--- Begin ---
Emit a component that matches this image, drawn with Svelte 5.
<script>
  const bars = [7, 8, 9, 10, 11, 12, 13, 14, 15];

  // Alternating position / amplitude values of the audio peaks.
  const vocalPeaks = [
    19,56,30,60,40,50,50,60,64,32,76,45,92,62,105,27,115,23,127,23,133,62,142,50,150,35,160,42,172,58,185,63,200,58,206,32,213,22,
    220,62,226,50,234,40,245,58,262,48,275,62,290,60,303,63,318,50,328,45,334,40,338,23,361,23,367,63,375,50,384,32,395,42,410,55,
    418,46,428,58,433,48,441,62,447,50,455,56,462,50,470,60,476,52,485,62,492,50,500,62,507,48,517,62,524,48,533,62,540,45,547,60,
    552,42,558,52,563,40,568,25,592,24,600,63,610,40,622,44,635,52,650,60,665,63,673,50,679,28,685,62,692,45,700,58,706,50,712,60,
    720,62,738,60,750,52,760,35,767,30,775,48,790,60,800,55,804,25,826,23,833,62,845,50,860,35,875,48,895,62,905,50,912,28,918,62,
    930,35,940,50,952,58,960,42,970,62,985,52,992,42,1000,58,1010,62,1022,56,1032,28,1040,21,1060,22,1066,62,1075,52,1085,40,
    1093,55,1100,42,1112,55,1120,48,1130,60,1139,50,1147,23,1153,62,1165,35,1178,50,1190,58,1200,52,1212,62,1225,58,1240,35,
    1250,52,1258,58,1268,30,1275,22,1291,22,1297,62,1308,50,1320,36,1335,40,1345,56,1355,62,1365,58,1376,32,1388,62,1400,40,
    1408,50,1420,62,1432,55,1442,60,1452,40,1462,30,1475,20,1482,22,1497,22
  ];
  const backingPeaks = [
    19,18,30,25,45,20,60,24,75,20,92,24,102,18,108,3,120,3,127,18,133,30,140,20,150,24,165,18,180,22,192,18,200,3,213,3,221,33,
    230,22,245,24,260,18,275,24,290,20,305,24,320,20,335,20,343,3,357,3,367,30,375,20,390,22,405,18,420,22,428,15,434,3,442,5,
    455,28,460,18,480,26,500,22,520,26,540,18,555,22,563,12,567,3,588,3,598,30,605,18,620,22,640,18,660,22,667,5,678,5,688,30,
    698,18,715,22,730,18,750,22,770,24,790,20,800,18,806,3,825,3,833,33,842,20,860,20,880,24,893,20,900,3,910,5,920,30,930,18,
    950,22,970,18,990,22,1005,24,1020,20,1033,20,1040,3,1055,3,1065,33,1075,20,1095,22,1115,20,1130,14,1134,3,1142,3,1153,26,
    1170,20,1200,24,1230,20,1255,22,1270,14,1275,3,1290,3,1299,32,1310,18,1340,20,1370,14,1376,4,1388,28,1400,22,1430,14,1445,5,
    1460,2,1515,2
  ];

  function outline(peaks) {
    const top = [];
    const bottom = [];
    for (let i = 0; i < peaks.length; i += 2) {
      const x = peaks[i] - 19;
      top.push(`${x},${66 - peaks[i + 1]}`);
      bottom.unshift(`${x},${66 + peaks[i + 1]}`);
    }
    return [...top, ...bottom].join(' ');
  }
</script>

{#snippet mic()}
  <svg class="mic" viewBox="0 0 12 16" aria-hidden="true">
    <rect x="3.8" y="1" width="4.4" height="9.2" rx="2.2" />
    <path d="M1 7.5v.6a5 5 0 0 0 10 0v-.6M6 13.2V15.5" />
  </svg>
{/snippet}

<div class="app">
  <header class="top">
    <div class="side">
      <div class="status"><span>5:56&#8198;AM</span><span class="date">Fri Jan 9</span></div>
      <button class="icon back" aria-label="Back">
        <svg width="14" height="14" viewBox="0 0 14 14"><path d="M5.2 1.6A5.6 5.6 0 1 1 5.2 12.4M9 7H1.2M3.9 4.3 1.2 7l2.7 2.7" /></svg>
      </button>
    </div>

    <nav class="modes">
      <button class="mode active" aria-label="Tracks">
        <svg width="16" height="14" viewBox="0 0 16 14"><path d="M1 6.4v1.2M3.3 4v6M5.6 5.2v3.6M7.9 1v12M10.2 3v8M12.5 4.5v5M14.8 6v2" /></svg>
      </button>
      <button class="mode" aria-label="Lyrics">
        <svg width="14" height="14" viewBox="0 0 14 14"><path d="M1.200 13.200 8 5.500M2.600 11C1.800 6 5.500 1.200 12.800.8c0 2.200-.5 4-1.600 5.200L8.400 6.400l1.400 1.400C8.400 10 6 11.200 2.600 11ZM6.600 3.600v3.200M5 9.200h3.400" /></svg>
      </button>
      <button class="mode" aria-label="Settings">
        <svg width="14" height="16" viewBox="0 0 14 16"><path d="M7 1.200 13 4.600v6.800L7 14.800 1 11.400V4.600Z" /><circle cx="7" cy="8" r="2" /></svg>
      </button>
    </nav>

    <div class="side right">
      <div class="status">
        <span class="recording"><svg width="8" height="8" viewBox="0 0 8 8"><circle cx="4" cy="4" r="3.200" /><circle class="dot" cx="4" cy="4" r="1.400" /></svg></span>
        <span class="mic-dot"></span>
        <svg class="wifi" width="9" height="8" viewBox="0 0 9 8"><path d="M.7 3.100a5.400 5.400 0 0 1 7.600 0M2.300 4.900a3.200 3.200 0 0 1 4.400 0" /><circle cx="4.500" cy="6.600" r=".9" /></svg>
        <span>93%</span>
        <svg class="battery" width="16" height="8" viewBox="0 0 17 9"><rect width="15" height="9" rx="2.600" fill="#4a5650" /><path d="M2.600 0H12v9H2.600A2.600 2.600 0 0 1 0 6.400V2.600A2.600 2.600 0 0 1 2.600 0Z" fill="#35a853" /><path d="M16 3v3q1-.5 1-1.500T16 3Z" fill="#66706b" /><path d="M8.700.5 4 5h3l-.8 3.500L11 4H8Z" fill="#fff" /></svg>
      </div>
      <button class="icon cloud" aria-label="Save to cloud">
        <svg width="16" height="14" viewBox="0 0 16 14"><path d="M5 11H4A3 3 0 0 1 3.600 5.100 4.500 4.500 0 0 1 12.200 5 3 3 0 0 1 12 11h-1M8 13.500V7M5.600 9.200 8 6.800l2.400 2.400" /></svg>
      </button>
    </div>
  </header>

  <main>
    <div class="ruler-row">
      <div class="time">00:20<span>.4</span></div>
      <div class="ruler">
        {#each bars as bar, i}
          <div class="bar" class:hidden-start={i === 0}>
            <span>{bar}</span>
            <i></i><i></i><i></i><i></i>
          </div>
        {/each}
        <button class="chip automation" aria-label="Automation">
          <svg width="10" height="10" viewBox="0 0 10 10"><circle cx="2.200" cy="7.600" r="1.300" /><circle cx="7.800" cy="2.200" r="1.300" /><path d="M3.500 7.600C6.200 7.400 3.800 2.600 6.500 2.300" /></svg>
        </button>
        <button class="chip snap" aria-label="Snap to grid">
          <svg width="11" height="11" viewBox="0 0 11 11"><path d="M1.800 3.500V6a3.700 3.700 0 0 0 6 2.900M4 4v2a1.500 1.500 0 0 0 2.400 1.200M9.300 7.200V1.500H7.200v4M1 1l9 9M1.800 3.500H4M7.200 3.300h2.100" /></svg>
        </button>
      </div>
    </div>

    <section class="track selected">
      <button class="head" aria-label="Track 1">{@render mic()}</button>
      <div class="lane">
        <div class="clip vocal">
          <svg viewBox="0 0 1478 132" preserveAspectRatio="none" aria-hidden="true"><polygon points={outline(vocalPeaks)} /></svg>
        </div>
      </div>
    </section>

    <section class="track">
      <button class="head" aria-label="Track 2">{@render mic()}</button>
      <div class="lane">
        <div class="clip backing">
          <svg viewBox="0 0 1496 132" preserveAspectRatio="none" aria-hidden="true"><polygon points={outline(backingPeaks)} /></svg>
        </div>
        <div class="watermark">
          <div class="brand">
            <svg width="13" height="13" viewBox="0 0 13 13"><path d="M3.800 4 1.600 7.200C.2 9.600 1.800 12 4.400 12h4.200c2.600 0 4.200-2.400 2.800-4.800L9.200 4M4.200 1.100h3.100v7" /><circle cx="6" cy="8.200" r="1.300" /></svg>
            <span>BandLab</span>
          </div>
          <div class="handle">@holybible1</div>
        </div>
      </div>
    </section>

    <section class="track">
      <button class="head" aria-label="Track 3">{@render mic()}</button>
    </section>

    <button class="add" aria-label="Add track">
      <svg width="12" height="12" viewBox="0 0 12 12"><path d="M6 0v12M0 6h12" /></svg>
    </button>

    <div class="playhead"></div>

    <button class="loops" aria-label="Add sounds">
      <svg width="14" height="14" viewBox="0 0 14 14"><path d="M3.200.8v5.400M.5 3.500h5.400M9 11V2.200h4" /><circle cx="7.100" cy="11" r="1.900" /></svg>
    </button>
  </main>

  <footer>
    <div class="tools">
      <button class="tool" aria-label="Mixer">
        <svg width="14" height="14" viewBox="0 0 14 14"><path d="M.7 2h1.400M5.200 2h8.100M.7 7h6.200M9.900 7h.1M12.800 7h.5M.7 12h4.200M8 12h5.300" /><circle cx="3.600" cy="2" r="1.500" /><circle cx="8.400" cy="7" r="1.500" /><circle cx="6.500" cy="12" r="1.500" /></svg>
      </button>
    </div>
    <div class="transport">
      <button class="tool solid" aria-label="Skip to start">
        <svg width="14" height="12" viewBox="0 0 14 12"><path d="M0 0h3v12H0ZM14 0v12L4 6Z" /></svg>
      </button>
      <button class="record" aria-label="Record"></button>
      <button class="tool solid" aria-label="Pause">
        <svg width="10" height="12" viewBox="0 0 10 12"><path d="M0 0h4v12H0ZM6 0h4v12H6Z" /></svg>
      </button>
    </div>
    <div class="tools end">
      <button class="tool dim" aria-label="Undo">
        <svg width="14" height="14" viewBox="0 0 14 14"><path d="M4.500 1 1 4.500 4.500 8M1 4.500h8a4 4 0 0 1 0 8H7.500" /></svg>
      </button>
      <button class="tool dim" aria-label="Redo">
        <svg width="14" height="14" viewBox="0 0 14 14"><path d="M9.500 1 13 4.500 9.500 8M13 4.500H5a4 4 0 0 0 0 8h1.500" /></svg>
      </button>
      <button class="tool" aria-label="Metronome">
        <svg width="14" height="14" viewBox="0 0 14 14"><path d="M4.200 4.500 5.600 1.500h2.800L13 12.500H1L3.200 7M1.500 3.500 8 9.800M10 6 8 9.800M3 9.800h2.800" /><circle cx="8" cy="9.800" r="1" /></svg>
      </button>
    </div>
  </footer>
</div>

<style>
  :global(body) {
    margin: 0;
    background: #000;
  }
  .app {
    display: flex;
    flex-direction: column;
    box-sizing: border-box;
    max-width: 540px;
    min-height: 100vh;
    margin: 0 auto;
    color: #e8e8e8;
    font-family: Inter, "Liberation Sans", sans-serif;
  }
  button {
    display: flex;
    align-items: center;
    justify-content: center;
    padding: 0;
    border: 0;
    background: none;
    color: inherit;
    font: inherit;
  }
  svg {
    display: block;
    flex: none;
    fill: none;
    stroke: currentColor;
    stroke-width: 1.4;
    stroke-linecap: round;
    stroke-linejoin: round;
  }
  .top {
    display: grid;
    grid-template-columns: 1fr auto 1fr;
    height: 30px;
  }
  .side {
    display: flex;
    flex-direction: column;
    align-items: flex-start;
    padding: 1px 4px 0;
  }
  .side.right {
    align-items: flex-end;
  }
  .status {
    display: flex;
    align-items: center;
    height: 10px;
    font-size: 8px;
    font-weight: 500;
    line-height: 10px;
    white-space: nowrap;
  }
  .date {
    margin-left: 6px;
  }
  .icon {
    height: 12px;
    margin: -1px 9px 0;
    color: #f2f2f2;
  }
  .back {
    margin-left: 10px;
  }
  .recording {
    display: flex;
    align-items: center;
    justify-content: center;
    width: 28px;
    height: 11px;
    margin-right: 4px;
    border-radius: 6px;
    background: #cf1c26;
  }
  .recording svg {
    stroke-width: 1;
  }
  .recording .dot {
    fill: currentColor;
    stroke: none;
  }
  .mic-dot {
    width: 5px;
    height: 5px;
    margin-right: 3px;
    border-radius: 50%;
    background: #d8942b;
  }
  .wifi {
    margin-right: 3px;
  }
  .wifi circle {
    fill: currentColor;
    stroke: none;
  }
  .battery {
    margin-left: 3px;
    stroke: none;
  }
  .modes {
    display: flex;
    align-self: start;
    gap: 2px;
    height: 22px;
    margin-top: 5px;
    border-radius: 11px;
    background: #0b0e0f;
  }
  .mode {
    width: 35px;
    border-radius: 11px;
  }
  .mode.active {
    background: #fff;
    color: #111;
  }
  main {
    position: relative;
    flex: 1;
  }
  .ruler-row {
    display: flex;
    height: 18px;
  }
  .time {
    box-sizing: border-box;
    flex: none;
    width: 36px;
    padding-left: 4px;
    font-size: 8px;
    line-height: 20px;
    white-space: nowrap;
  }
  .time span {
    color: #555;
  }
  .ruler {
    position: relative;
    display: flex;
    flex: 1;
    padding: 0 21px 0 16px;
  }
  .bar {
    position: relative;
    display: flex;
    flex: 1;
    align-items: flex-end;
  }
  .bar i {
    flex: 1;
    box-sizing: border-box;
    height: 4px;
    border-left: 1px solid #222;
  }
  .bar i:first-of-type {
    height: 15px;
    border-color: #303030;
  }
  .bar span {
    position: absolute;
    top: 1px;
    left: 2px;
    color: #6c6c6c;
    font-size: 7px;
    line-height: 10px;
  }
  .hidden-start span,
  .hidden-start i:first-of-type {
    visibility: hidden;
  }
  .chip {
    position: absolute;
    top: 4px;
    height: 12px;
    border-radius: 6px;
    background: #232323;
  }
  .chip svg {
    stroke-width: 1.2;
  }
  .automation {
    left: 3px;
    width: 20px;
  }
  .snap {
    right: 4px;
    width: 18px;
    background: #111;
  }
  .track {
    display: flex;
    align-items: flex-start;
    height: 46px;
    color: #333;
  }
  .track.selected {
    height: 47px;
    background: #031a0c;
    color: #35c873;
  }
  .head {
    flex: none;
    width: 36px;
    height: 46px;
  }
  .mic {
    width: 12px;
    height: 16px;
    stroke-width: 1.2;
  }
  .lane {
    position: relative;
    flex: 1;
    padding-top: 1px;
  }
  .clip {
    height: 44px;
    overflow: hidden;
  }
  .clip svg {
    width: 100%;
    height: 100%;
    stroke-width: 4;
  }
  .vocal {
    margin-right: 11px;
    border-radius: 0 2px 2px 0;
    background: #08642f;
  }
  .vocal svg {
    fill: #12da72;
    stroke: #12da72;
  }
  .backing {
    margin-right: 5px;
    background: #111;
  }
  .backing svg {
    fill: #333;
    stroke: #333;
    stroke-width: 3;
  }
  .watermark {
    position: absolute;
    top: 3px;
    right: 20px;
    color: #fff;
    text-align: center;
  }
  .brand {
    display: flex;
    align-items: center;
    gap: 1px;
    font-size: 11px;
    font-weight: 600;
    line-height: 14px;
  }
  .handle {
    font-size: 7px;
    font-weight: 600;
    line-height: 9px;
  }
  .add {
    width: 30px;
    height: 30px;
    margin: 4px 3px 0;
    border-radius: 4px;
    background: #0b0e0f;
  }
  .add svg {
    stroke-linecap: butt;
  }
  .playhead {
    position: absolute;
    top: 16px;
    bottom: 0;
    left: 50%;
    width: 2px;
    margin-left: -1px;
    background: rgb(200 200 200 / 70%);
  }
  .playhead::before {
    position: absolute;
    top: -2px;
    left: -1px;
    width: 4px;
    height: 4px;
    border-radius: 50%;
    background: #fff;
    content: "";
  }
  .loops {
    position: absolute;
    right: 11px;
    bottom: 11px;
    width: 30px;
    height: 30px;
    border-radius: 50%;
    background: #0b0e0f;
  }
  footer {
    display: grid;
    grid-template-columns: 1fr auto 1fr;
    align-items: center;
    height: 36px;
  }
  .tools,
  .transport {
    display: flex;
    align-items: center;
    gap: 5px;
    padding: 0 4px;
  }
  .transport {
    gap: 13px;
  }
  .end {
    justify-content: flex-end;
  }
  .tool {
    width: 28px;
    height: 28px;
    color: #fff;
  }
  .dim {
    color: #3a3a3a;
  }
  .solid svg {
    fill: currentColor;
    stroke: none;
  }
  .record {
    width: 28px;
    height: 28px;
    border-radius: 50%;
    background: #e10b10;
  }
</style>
--- End ---
DIRECTION
Return exactly the lines from the beginning of the data above through the one containing "13, 14, 15];", please. Include both end lines and add nothing else.

RESULT OF THE TASK
Emit a component that matches this image, drawn with Svelte 5.
<script>
  const bars = [7, 8, 9, 10, 11, 12, 13, 14, 15];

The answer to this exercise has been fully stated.